Giving and Receiving the Gift of Life: Mona Castro Shares Her Family's Bittersweet Transplant Story
Mona Castro visited One Lambda to share her family’s poignant story of both giving and receiving the gift of life. Mona's daughter, Sara, is a two-time transplant recipient who was born with severe congenital heart disease.
In September 2019, Mona Castro visited us for the Patient Voice Series to share her family’s poignant transplant patient story of both giving and receiving the gift of life. Mona's daughter, Sara, is a two-time transplant recipient who was born with severe congenital heart disease. Shortly after birth, Sara was put on the national waiting list for a heart transplant, and at the tender age of five weeks old, Sara received her first gift of life: a transplant from a deceased donor.
"They (doctors) told us on that particular day, day 4, that Sara needed to have a pacemaker implanted... so, on that day she had her first operation. A 4-pound baby, you know as tiny as can be, with a pacemaker... It was implanted into her stomach.
Mona Castro | Parent of a Heart Transplant Patient
The process was more harrowing than Mona initially expected. “I was thinking of it like taking your car to the mechanic,” Mona recalled. “They’re gonna fix her, give her back to me, and we’re gonna go home, and life is going to be normal… but I was wrong. Along with a transplant comes a whole new way of life.”

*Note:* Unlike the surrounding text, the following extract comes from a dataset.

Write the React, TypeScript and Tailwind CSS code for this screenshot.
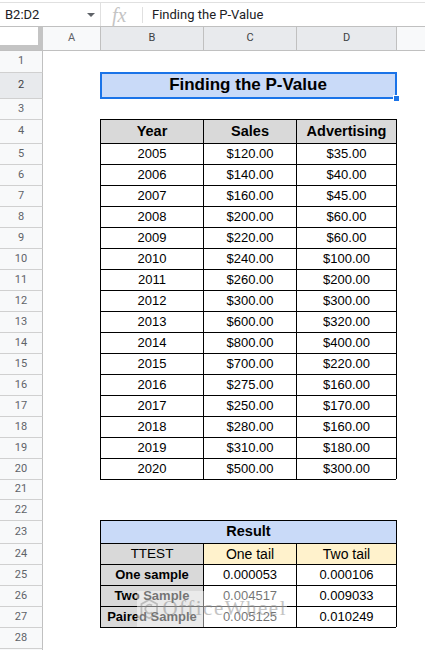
import React from 'react';

const years = [2005, 2006, 2007, 2008, 2009, 2010, 2011, 2012, 2013, 2014, 2015, 2016, 2017, 2018, 2019, 2020];
const sales = [120, 140, 160, 200, 220, 240, 260, 300, 600, 800, 700, 275, 250, 280, 310, 500];
const advertising = [35, 40, 45, 60, 60, 100, 200, 300, 320, 400, 220, 160, 170, 160, 180, 300];

const results = [
  { name: 'One sample', one: '0.000053', two: '0.000106' },
  { name: 'Two Sample', one: '0.004517', two: '0.009033' },
  { name: 'Paired Sample', one: '0.005125', two: '0.010249' },
];

const money = (v: number) => `$${v.toFixed(2)}`;

interface RowProps {
  n?: number;
  h: string;
  sel?: boolean;
  top?: boolean;
  children?: React.ReactNode;
}

// one sheet row: row number on the left, cells A..E after it
function SheetRow({ n, h, sel, top = true, children }: RowProps) {
  return (
    <div className={`flex ${h}`}>
      <div
        className={`w-[43px] shrink-0 flex items-center justify-center border-r border-r-[#c0c0c0] text-[11px] font-['Roboto',sans-serif] ${
          top ? 'border-t border-t-[#d0d0d0]' : ''
        } ${sel ? 'bg-[#e8eaed] text-[#3c4043]' : 'bg-[#f8f9fa] text-[#5f6368]'}`}
      >
        {n}
      </div>
      {children ?? <div className="flex-1" />}
    </div>
  );
}

// blank row with the bottom edge of a table drawn on top
function ClosingRow({ n, h }: { n: number; h: string }) {
  return (
    <SheetRow n={n} h={h}>
      <div className="w-[57px] shrink-0" />
      <div className="w-[296px] shrink-0 border-t border-black" />
      <div className="flex-1" />
    </SheetRow>
  );
}

const cell = 'shrink-0 flex items-center justify-center border-t border-l border-black text-black';

export default function App() {
  return (
    <div className="relative w-[425px] h-[650px] overflow-hidden bg-white font-['Liberation_Sans',Arial,sans-serif]">
      {/* formula bar */}
      <div className="pt-[2px]">
        <div className="h-[24px] border-t border-[#e0e0e0] flex items-center">
          <div className="w-[101px] h-full flex items-center justify-between pl-[5px] pr-[5px] border-r border-[#e0e0e0]">
            <span className="text-[13px] text-[#202124] font-['Roboto',sans-serif]">B2:D2</span>
            <svg width="8" height="4" viewBox="0 0 8 4">
              <path d="M0 0 L8 0 L4 4 Z" fill="#5f6368" />
            </svg>
          </div>
          <span className="ml-[11px] w-[20px] text-[20px] italic text-[#c4c4c4] font-['Liberation_Serif',serif] leading-none">
            fx
          </span>
          <div className="ml-[10px] w-px h-[16px] bg-[#e0e0e0]" />
          <span className="ml-[9px] text-[13px] text-[#202124] font-['Roboto',sans-serif]">Finding the P-Value</span>
        </div>
      </div>

      {/* column headers */}
      <div className="flex h-[25px] border-y border-[#c0c0c0] text-[11px] font-['Roboto',sans-serif]">
        <div className="w-[43px] shrink-0 bg-white border-r-[5px] border-b-[5px] border-[#c4c4c4]" />
        <div className="w-[57px] shrink-0 bg-[#f8f9fa] text-[#5f6368] flex items-center justify-center">A</div>
        <div className="w-[103px] shrink-0 bg-[#e8eaed] text-[#3c4043] border-l border-[#c0c0c0] flex items-center justify-center">B</div>
        <div className="w-[93px] shrink-0 bg-[#e8eaed] text-[#3c4043] border-l border-[#c0c0c0] flex items-center justify-center">C</div>
        <div className="w-[100px] shrink-0 bg-[#e8eaed] text-[#3c4043] border-l border-[#c0c0c0] flex items-center justify-center">D</div>
        <div className="flex-1 bg-[#f8f9fa] border-l border-[#c0c0c0]" />
      </div>

      <SheetRow n={1} h="h-[21px]" top={false} />

      {/* title, selected */}
      <SheetRow n={2} h="h-[26px]" sel>
        <div className="w-[57px] shrink-0" />
        <div className="relative w-[296px] shrink-0 bg-[#c9daf8] flex items-center justify-center text-[17px] font-bold text-black">
          Finding the P-Value
          <div className="absolute top-0 left-0 right-[-1px] bottom-[-1px] border-2 border-[#1a73e8] z-10" />
          <div className="absolute right-[-4px] bottom-[-4px] w-[7px] h-[7px] bg-[#1a73e8] border border-white z-20" />
        </div>
        <div className="flex-1" />
      </SheetRow>

      <SheetRow n={3} h="h-[21px]" />

      {/* data table */}
      <SheetRow n={4} h="h-[24px]">
        <div className="w-[57px] shrink-0" />
        <div className={`${cell} w-[103px] bg-[#d9d9d9] text-[14.5px] font-bold`}>Year</div>
        <div className={`${cell} w-[93px] bg-[#d9d9d9] text-[14.5px] font-bold`}>Sales</div>
        <div className={`${cell} w-[100px] bg-[#d9d9d9] text-[14.5px] font-bold`}>Advertising</div>
        <div className="flex-1 border-l border-black" />
      </SheetRow>

      {years.map((y, i) => (
        <SheetRow key={y} n={5 + i} h="h-[21px]">
          <div className="w-[57px] shrink-0" />
          <div className={`${cell} w-[103px] text-[13px]`}>{y}</div>
          <div className={`${cell} w-[93px] text-[13px]`}>{money(sales[i])}</div>
          <div className={`${cell} w-[100px] text-[13px]`}>{money(advertising[i])}</div>
          <div className="flex-1 border-l border-black" />
        </SheetRow>
      ))}

      <ClosingRow n={21} h="h-[20px]" />
      <SheetRow n={22} h="h-[21px]" />

      {/* result table */}
      <SheetRow n={23} h="h-[23px]">
        <div className="w-[57px] shrink-0" />
        <div className={`${cell} w-[296px] bg-[#c9daf8] text-[14.5px] font-bold`}>Result</div>
        <div className="flex-1 border-l border-black" />
      </SheetRow>

      <SheetRow n={24} h="h-[21px]">
        <div className="w-[57px] shrink-0" />
        <div className={`${cell} w-[103px] bg-[#d9d9d9] text-[13.5px]`}>TTEST</div>
        <div className={`${cell} w-[93px] bg-[#fff2cc] text-[14px]`}>One tail</div>
        <div className={`${cell} w-[100px] bg-[#fff2cc] text-[14px]`}>Two tail</div>
        <div className="flex-1 border-l border-black" />
      </SheetRow>

      {results.map((r, i) => (
        <SheetRow key={r.name} n={25 + i} h="h-[21px]">
          <div className="w-[57px] shrink-0" />
          <div className={`${cell} w-[103px] bg-[#d9d9d9] text-[13px] font-bold whitespace-nowrap`}>{r.name}</div>
          <div className={`${cell} w-[93px] text-[13px]`}>{r.one}</div>
          <div className={`${cell} w-[100px] text-[13px]`}>{r.two}</div>
          <div className="flex-1 border-l border-black" />
        </SheetRow>
      ))}

      <ClosingRow n={28} h="h-[21px]" />
      {/* next row only peeks in at the bottom edge */}
      <SheetRow h="h-[21px]" />

      {/* watermark */}
      <div className="absolute left-[137px] top-[591px] w-[150px] h-[36px] bg-white/45 flex items-center gap-[4px] pl-[3px] pointer-events-none">
        <svg width="26" height="30" viewBox="0 0 26 30" className="opacity-40">
          <path d="M13 2 L24 8 L24 22 L13 28 L2 22 L2 8 Z" fill="none" stroke="#7a7a7a" strokeWidth="2.5" />
          <path d="M17 10 A6 6 0 1 0 17 20" fill="none" stroke="#7a7a7a" strokeWidth="2.5" />
        </svg>
        <span className="text-[21px] tracking-[1.5px] text-[#8a8a8a] opacity-50 font-['Liberation_Serif',serif]">
          OfficeWheel
        </span>
      </div>
    </div>
  );
}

Sara and her family were required to relocate to be close to the hospitral for the six months following the transplant surgery. And as Sara’s mom, Mona had to memorize Sara’s complicated medication regimen. “I was a wreck because I thought, what if I do something wrong? What if I make her more ill?” Mona said.
Thankfully, Sara tolerated her post-transplant medication very well. In the years following, Sara grew up to be an adult who is very active in the transplant community: she participates in the DonateLife Run/Walk, volunteers every year to build the OneLegacy Rose Parade float, and competes in the Transplant Games. Meanwhile Mona joined the transplant community as a passionate OneLegacy Ambassador, and her family soon welcomed a new nephew, Lucas, to the family.
But the Castro family lost little Lucas far too soon. The day before his fourth birthday, Lucas experienced a severe allergic reaction and was rushed to the hospital. Two days later, he passed away, surrounded by his loving family. At the time of Lucas’s death, Sara had been in kidney failure for several years due the long-term effects of her medication. As soon as the Castro family lost Lucas, they immediately asked if Lucas could be a match for Sara.
Lucas did, indeed, become Sara’s match. He saved the lives of three people: Sara received one kidney, while the other kidney went to a fifty-something woman; his liver was given to a two-year-old girl. All three recipients, including Sara, are currently doing well.
“It’s still extremely fresh and very hard, emotionally. We’re grieving the loss of our baby, our little hero,” said Mona. Though Mona and her family are still processing the loss, she shares Lucas’s story because it is one way his memory and legacy can live on.
To the team at One Lambda, Mona expressed appreciation for the business’s mission and work for the impact it has on both donor and recipient families: “I also want to thank all of you for what you do here… What you do is extremely important for families like mine.”